I’ve mentioned this on here before, but I stand by it: developing Flash is the most fun way I have found to program.
Now, part of this is because Flash was one of the first things that I learned to program, so it’s probably a big rose-tinted because i was younger and it was new, but even as a thirty-something I still have had a blast playing with Flash MX Pro (legally acquired, of course).
Flash is so interesting to me, because it is animation first, but the programming was bolted on pretty elegantly. You could animate something using professional tools, highlight it, make it a movie clip, and immediately export it to code and hack against that. Yeah it was hard to maintain for big projects but it was fun how quickly 15 year old tombert could go from a few drawings to a simple game.
I miss it.
I learning to program with as2 and as3.
> We are not discontinuing or removing access to Adobe Animate. Animate will continue to be available for both current and new customers, and we will ensure you continue to have access to your content. There is no longer a deadline or date by which Animate will no longer be available.

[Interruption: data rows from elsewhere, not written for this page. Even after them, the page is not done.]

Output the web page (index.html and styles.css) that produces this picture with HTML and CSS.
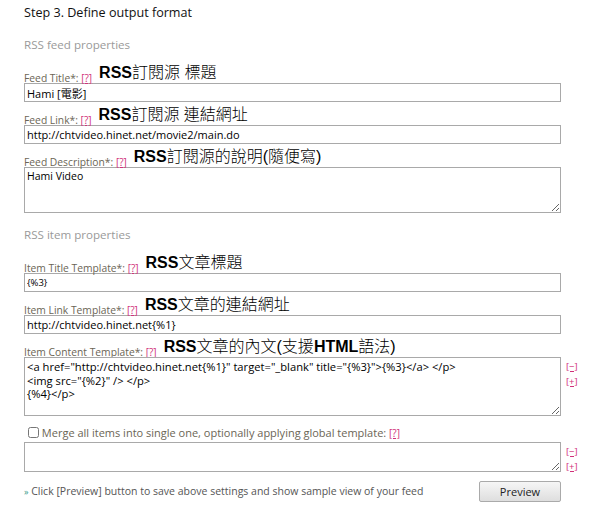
FILE: index.html
```html
<!DOCTYPE html>
<html lang="zh-Hant">
<head>
  <meta charset="UTF-8" />
  <title>Define output format</title>
  <link rel="stylesheet" href="styles.css">
</head>
<body>
  <div class="container">
    <h2 class="step">Step 3. Define output format</h2>

    <h3 class="section">RSS feed properties</h3>

    <div class="field">
      <div class="label">Feed Title*: <a href="#" class="help">[?]</a><span class="note"><b>RSS</b>訂閱源 標題</span></div>
      <input type="text" class="input" value="Hami [電影]">
    </div>
    <div class="field">
      <div class="label">Feed Link*: <a href="#" class="help">[?]</a><span class="note"><b>RSS</b>訂閱源 連結網址</span></div>
      <input type="text" class="input" value="http://chtvideo.hinet.net/movie2/main.do">
    </div>
    <div class="field">
      <div class="label">Feed Description*: <a href="#" class="help">[?]</a><span class="note"><b>RSS</b>訂閱源的說明(隨便寫)</span></div>
      <textarea class="input area">Hami Video</textarea>
    </div>

    <h3 class="section">RSS item properties</h3>

    <div class="field">
      <div class="label">Item Title Template*: <a href="#" class="help">[?]</a><span class="note"><b>RSS</b>文章標題</span></div>
      <input type="text" class="input small" value="{%3}">
    </div>
    <div class="field">
      <div class="label">Item Link Template*: <a href="#" class="help">[?]</a><span class="note"><b>RSS</b>文章的連結網址</span></div>
      <input type="text" class="input" value="http://chtvideo.hinet.net{%1}">
    </div>
    <div class="field">
      <div class="label">Item Content Template*: <a href="#" class="help">[?]</a><span class="note"><b>RSS</b>文章的內文(支援<b>HTML</b>語法)</span></div>
      <div class="row">
        <textarea class="input area tall">&lt;a href="http://chtvideo.hinet.net{%1}" target="_blank" title="{%3}"&gt;{%3}&lt;/a&gt; &lt;/p&gt;
&lt;img src="{%2}" /&gt; &lt;/p&gt;
{%4}&lt;/p&gt;</textarea>
        <div class="sizer"><a href="#">[−]</a><a href="#">[+]</a></div>
      </div>
    </div>

    <div class="merge">
      <label class="check"><input type="checkbox"> Merge all items into single one, optionally applying global template: <a href="#" class="help">[?]</a></label>
      <div class="row">
        <textarea class="input area short"></textarea>
        <div class="sizer"><a href="#">[−]</a><a href="#">[+]</a></div>
      </div>
    </div>

    <div class="footer">
      <span class="hint"><span class="arrow">»</span> Click [Preview] button to save above settings and show sample view of your feed</span>
      <button class="btn">Preview</button>
    </div>
  </div>
</body>
</html>
```

FILE: styles.css
```css
body {
  font-family: 'Open Sans', 'Noto Sans CJK TC', sans-serif;
  background-color: #fff;
  margin: 0;
  padding: 0;
  color: #222;
}
.container {
  width: 560px;
  padding: 3px 0 0 24px;
}
.step {
  font-size: 12.6px;
  font-weight: normal;
  line-height: 20px;
  margin: 0;
  color: #111;
}
.section {
  font-size: 11.6px;
  font-weight: normal;
  line-height: 20px;
  margin: 12px 0 9px;
  color: #9a9a9a;
}
.field {
  margin-bottom: 4px;
}
.label {
  height: 19px;
  font-size: 10.3px;
  line-height: 26px;
  color: #6b6555;
  white-space: nowrap;
}
.help {
  color: #d0307a;
  font-size: 10px;
}
.note {
  font-family: 'Liberation Sans', 'Noto Sans CJK TC', sans-serif;
  font-size: 16px;
  font-weight: 300;
  color: #000;
  margin-left: 7px;
  position: relative;
  top: -4px;
}
.note b {
  font-weight: bold;
}
.input {
  display: block;
  box-sizing: border-box;
  width: 537px;
  height: 19px;
  margin: 0;
  padding: 0 2px;
  border: 1px solid #a9a9a9;
  font-family: 'Open Sans', 'Noto Sans CJK TC', sans-serif;
  font-size: 11px;
  color: #000;
}
.small {
  font-size: 9.5px;
}
.area {
  height: 46px;
  padding: 2px 2px;
  font-size: 10.5px;
  line-height: 13px;
}
.tall {
  height: 59px;
  font-size: 11.2px;
  line-height: 13.5px;
}
.short {
  height: 30px;
}
.row {
  display: flex;
  align-items: flex-start;
}
.sizer {
  display: flex;
  flex-direction: column;
  margin: 2px 0 0 5px;
  font-size: 9.5px;
  line-height: 15px;
}
.sizer a {
  color: #d0307a;
}
.check {
  display: block;
  height: 22px;
  font-size: 11px;
  line-height: 26px;
  color: #6b6555;
}
.check input {
  margin: 0 0 0 4px;
  width: 11px;
  height: 11px;
  vertical-align: -1px;
}
.footer {
  display: flex;
  justify-content: space-between;
  align-items: center;
  width: 537px;
  margin-top: 7px;
}
.hint {
  font-size: 10.5px;
  line-height: 16px;
  color: #555;
}
.arrow {
  color: #3a9a8a;
  font-size: 9px;
}
.btn {
  width: 82px;
  height: 21px;
  padding: 0;
  font-family: 'Open Sans', sans-serif;
  font-size: 11px;
  color: #222;
  border: 1px solid #aaa;
  border-radius: 2px;
  background: linear-gradient(#f6f6f6, #dedede);
}
```
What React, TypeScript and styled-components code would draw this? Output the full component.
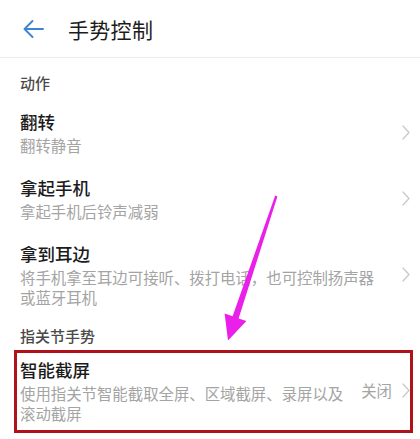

"We're going to provide support and security patches" means "in a year we'll quietly stop any work on it anyway"
> A material number of customers see Animate as a differentiator from our competitors, so even if we only provide support and security patches, the investment is justified for retention.
I don't really think there's a hidden agenda here. The announcement surfaced new information for them, they probably reframed their own analytics and saw insights that backed maintaining Animate as a result.
I wish SWF became a common HTML5 transpile format.
This year's jam just started:
I stopped using Flash long before it became Animate. I'm really sad to see it go, and that Adobe has so little love to this important piece of the web and the Internet.